--- Exercise inputs ---
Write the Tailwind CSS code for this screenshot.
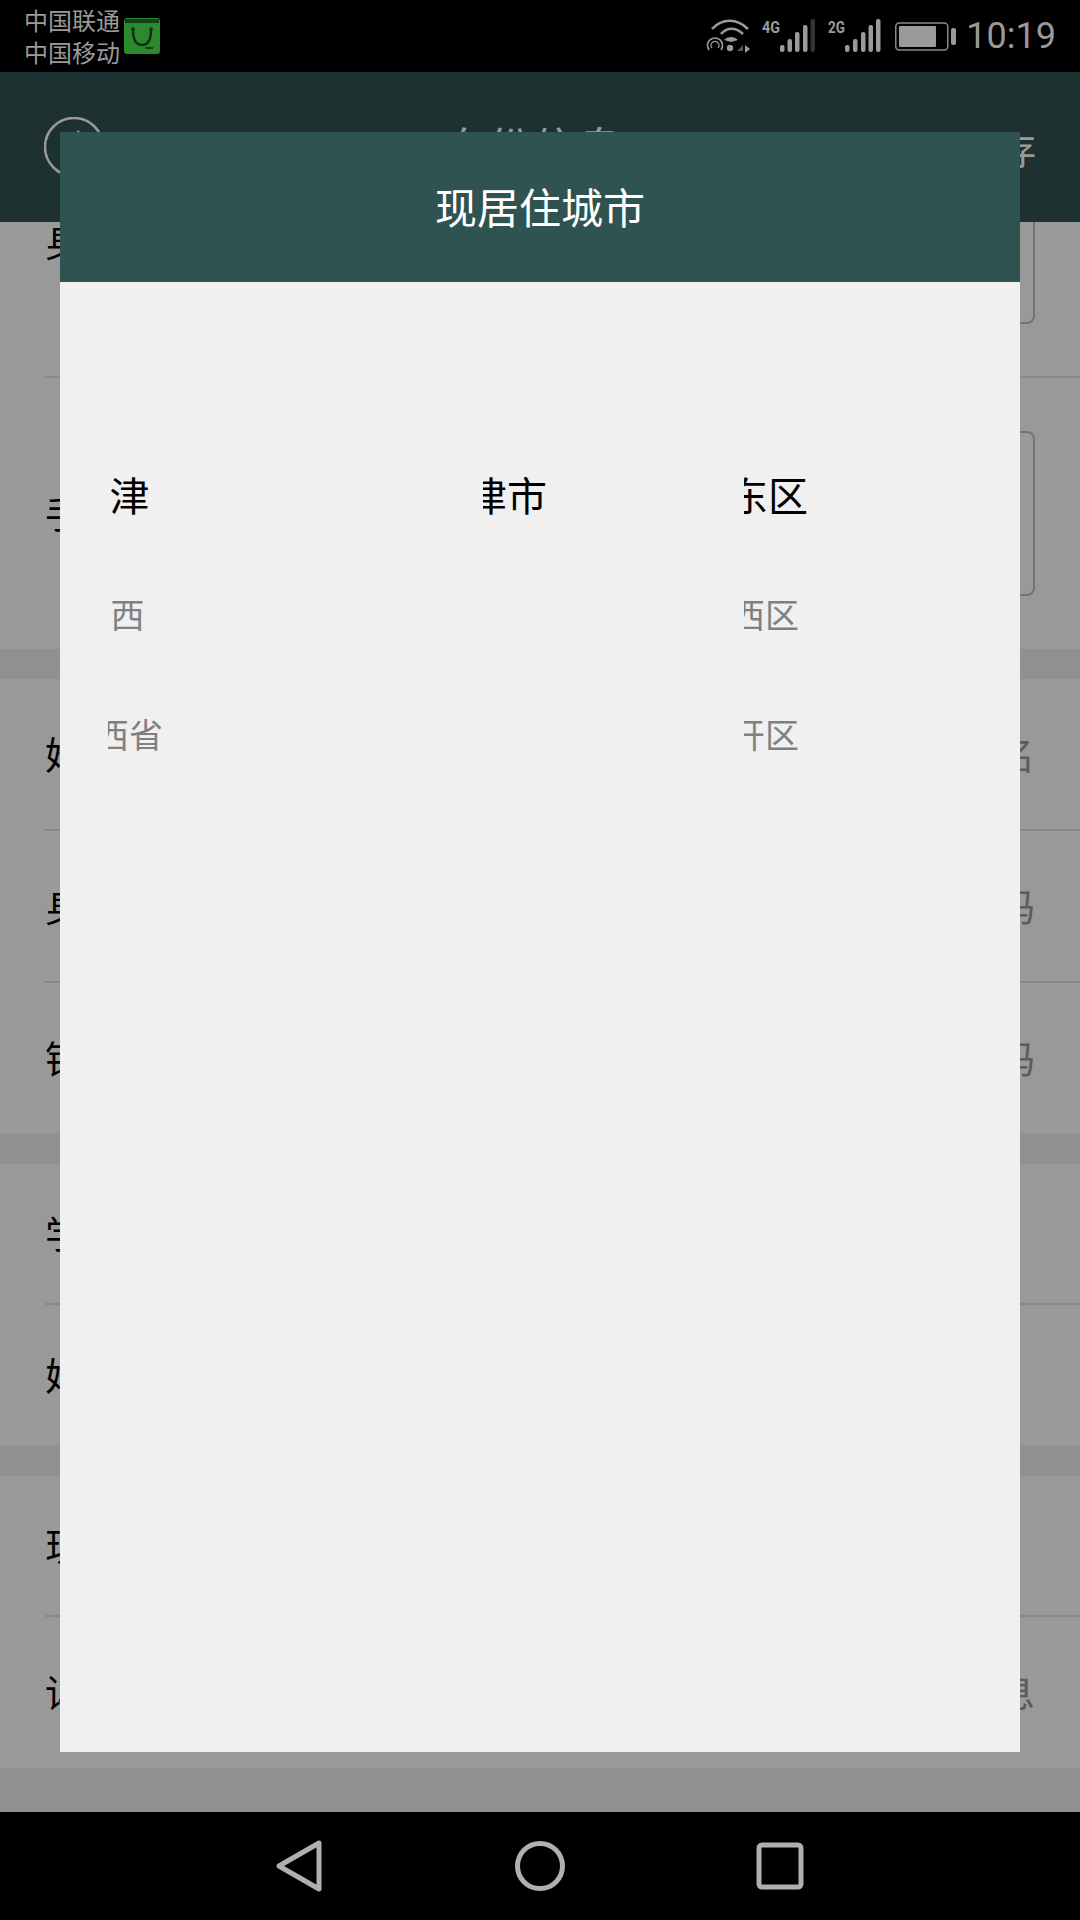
<!DOCTYPE html>
<html lang="zh-CN">
<head>
    <meta charset="UTF-8">
    <meta name="viewport" content="width=device-width, initial-scale=1.0">
    <title>现居住城市</title>
    <script src="https://cdn.jsdelivr.net/npm/@tailwindcss/browser@4"></script>
</head>
<body class="bg-black">
    <div class="w-[1080px] h-[1920px] flex flex-col overflow-hidden font-['Noto_Sans_CJK_SC',sans-serif]">
        <!-- Status bar -->
        <div class="h-[72px] shrink-0 bg-black flex pl-[24px] pr-[24px] text-[#9a9a9a]">
            <div class="w-[100px] pt-[4px] text-[24px] leading-[32px] whitespace-nowrap">
                <div>中国联通</div>
                <div>中国移动</div>
            </div>
            <svg class="mt-[18px] w-[36px] h-[36px]" viewBox="0 0 36 36">
                <rect width="36" height="36" rx="3" fill="#2c8a2c"/>
                <rect x="1" y="1" width="34" height="4" fill="#14401a"/>
                <path d="M9 12C9 22 12 27 18 27S27 22 27 12" fill="none" stroke="#0f2f14" stroke-width="2.400"/>
                <circle cx="9" cy="11" r="1.800" fill="#0f2f14"/>
                <circle cx="27" cy="11" r="1.800" fill="#0f2f14"/>
                <path d="M21 30h8" stroke="#14401a" stroke-width="2"/>
            </svg>
            <div class="ml-auto flex items-start">
                <svg class="mt-[19px] w-[44px] h-[34px]" viewBox="0 0 44 34">
                    <g fill="none" stroke="#9a9a9a" stroke-width="2.600">
                        <path d="M6 10C16 -1 31 -1 42 10"/>
                        <path d="M15 15C21 8 30 8 37 15"/>
                        <path d="M3 31a7.500 7.500 0 1 1 12 0" stroke-width="1.600"/>
                        <path d="M6 29a4 4 0 1 1 6 0" stroke-width="1.400"/>
                    </g>
                    <path d="M18 21C22 17 28 17 32 21L25 23Z" fill="#9a9a9a"/>
                    <circle cx="24" cy="29" r="3.200" fill="#9a9a9a"/>
                    <path d="M37 32V26L31 32Z" fill="#555"/>
                    <path d="M39 26L44 30L39 34Z" fill="#9a9a9a"/>
                </svg>
                <svg class="ml-[12px] mt-[19px] w-[53px] h-[34px]" viewBox="0 0 53 34">
                    <text x="0" y="14" textLength="18" lengthAdjust="spacingAndGlyphs" font-family="Roboto" font-weight="700" font-size="16" fill="#9a9a9a">4G</text>
                    <g fill="#9a9a9a">
                        <rect x="18" y="26" width="4.500" height="7" rx="2"/>
                        <rect x="25.500" y="20" width="4.500" height="13" rx="2"/>
                        <rect x="33" y="13" width="4.500" height="20" rx="2"/>
                        <rect x="41" y="6" width="4.500" height="27" rx="2"/>
                    </g>
                    <rect x="48.500" y="0" width="4.500" height="33" rx="2" fill="#333"/>
                </svg>
                <svg class="ml-[13px] mt-[19px] w-[53px] h-[34px]" viewBox="0 0 53 34">
                    <text x="0" y="14" textLength="17" lengthAdjust="spacingAndGlyphs" font-family="Roboto" font-weight="700" font-size="16" fill="#9a9a9a">2G</text>
                    <g fill="#9a9a9a">
                        <rect x="17" y="26" width="4.500" height="7" rx="2"/>
                        <rect x="25" y="20" width="4.500" height="13" rx="2"/>
                        <rect x="33" y="13" width="4.500" height="20" rx="2"/>
                        <rect x="40.500" y="6" width="4.500" height="27" rx="2"/>
                        <rect x="48" y="0" width="4.500" height="33" rx="2"/>
                    </g>
                </svg>
                <svg class="ml-[14px] mt-[22px] w-[61px] h-[29px]" viewBox="0 0 61 29">
                    <rect x="0.750" y="1" width="52" height="27" rx="3.500" fill="none" stroke="#8a8a8a" stroke-width="1.500"/>
                    <rect x="4" y="4" width="37" height="21" rx="1" fill="#9a9a9a"/>
                    <rect x="56" y="6" width="5" height="17" rx="2" fill="#9a9a9a"/>
                </svg>
                <div class="ml-[10px] mt-[14px] text-[36px] leading-[44px] font-['Roboto',sans-serif] text-[#999]">10:19</div>
            </div>
        </div>

        <!-- Page under the dialog -->
        <div class="relative flex-1 bg-[#f0f0f0] overflow-hidden">
            <div class="relative z-10 h-[150px] bg-[#2f5350] flex items-center justify-between pl-[44px] pr-[44px] text-white">
                <svg class="w-[60px] h-[60px]" viewBox="0 0 60 60">
                    <circle cx="30" cy="30" r="29" fill="none" stroke="white" stroke-width="2.500"/>
                    <path d="M35 14L20 30L35 46" fill="none" stroke="white" stroke-width="2.500"/>
                </svg>
                <div class="text-[45px]">身份信息</div>
                <div class="text-[38px]">保存</div>
            </div>
            <div class="mt-[-116px] bg-white">
                <div class="h-[272px] ml-[45px] pr-[45px] flex items-center justify-between border-b-2 border-[#e3e3e3] text-[38px]">
                    <span class="mb-[4px]">身份证</span>
                    <div class="w-[400px] h-[165px] border-2 border-[#c0c0c0] rounded-[8px]"></div>
                </div>
                <div class="h-[271px] ml-[45px] pr-[45px] flex items-center justify-between text-[38px]">
                    <span class="mb-[4px]">手持身份证</span>
                    <div class="w-[400px] h-[165px] border-2 border-[#c0c0c0] rounded-[8px]"></div>
                </div>
            </div>
            <div class="h-[30px]"></div>
            <div class="bg-white text-[38px]">
                <div class="h-[152px] ml-[45px] pr-[45px] pb-[4px] flex items-center justify-between border-b-2 border-[#e3e3e3]">
                    <span>姓名</span><span class="text-[#999]">请输入姓名</span>
                </div>
                <div class="h-[152px] ml-[45px] pr-[45px] pb-[4px] flex items-center justify-between border-b-2 border-[#e3e3e3]">
                    <span>身份证号</span><span class="text-[#999]">请输入身份证号码</span>
                </div>
                <div class="h-[151px] ml-[45px] pr-[45px] pb-[4px] flex items-center justify-between">
                    <span>银行卡号</span><span class="text-[#999]">请输入银行卡号码</span>
                </div>
            </div>
            <div class="h-[30px]"></div>
            <div class="bg-white text-[38px]">
                <div class="h-[141px] ml-[45px] pr-[45px] pb-[4px] flex items-center border-b-2 border-[#e3e3e3]">
                    <span>学历</span>
                </div>
                <div class="h-[141px] ml-[45px] pr-[45px] pb-[4px] flex items-center">
                    <span>婚姻状况</span>
                </div>
            </div>
            <div class="h-[30px]"></div>
            <div class="bg-white text-[38px]">
                <div class="h-[141px] ml-[45px] pr-[45px] pb-[4px] flex items-center border-b-2 border-[#e3e3e3]">
                    <span>现居住城市</span>
                </div>
                <div class="h-[151px] ml-[45px] pr-[45px] pb-[4px] flex items-center justify-between">
                    <span>详细地址</span><span class="text-[#999]">请输入详细信息</span>
                </div>
            </div>

            <!-- Dim layer and city picker dialog -->
            <div class="absolute inset-0 z-20 bg-black/40 flex justify-center pt-[60px]">
                <div class="w-[960px] h-[1620px] bg-[#f0f0f0] flex flex-col">
                    <div class="h-[150px] shrink-0 pb-[4px] bg-[#2f5350] flex items-center justify-center text-white text-[42px]">现居住城市</div>
                    <div class="flex pt-[152px]">
                        <div class="ml-[48px] w-[100px] overflow-hidden">
                            <div class="w-[200px] ml-[-96px] text-center whitespace-nowrap">
                                <div class="h-[120px] pr-[5px] flex items-center justify-center text-black text-[40px]">天津</div>
                                <div class="h-[120px] pr-[3px] pb-[2px] flex items-center justify-center text-[#808080] text-[34px]">山西</div>
                                <div class="h-[120px] pb-[2px] flex items-center justify-center text-[#808080] text-[34px]">江西省</div>
                            </div>
                        </div>
                        <div class="ml-[275px] w-[100px] overflow-hidden">
                            <div class="w-[200px] ml-[-96px] text-center whitespace-nowrap">
                                <div class="h-[120px] flex items-center justify-center text-black text-[40px]">天津市</div>
                            </div>
                        </div>
                        <div class="ml-[161px] w-[100px] overflow-hidden">
                            <div class="w-[200px] ml-[-96px] text-center whitespace-nowrap">
                                <div class="h-[120px] flex items-center justify-center text-black text-[40px]">河东区</div>
                                <div class="h-[120px] pb-[2px] flex items-center justify-center text-[#808080] text-[34px]">河西区</div>
                                <div class="h-[120px] pb-[2px] flex items-center justify-center text-[#808080] text-[34px]">南开区</div>
                            </div>
                        </div>
                    </div>
                </div>
            </div>
        </div>

        <!-- Navigation bar -->
        <div class="h-[108px] shrink-0 bg-black flex items-center pl-[276px]">
            <svg class="w-[46px] h-[52px]" viewBox="0 0 46 52">
                <path d="M43 3L43 49L3 26Z" fill="none" stroke="#b0b0b0" stroke-width="5" stroke-linejoin="round"/>
            </svg>
            <svg class="ml-[192px] w-[52px] h-[52px]" viewBox="0 0 52 52">
                <circle cx="26" cy="26" r="22.500" fill="none" stroke="#b0b0b0" stroke-width="5"/>
            </svg>
            <svg class="ml-[190px] w-[48px] h-[48px]" viewBox="0 0 48 48">
                <rect x="3" y="3" width="42" height="42" rx="3" fill="none" stroke="#b0b0b0" stroke-width="5"/>
            </svg>
        </div>
    </div>
</body>
</html>
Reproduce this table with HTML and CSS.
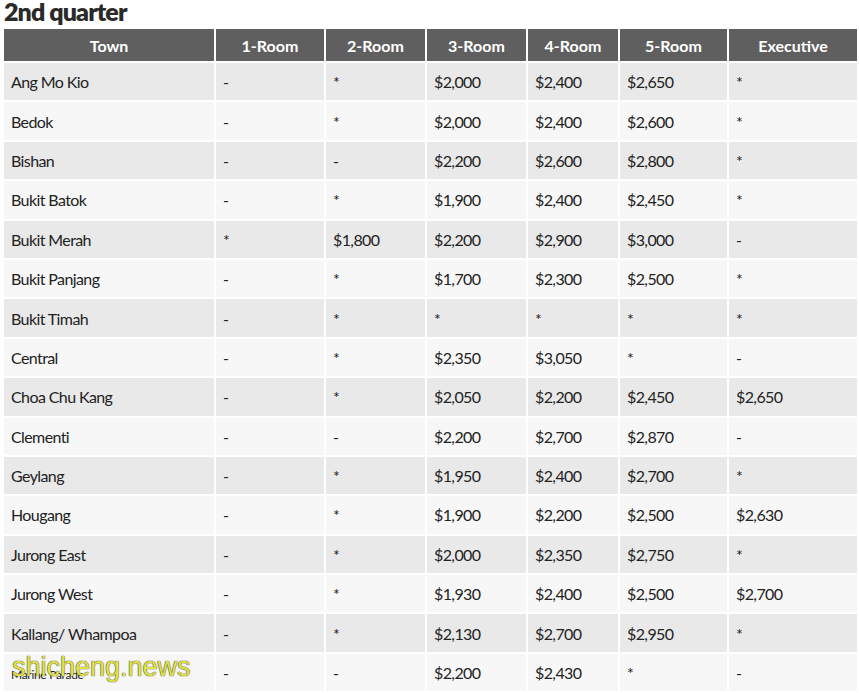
---
§ Your task
From the listing, copy each line containing the word "this".

§ Full output
Write the Tailwind CSS code for this screenshot.
Reproduce this table with HTML and CSS.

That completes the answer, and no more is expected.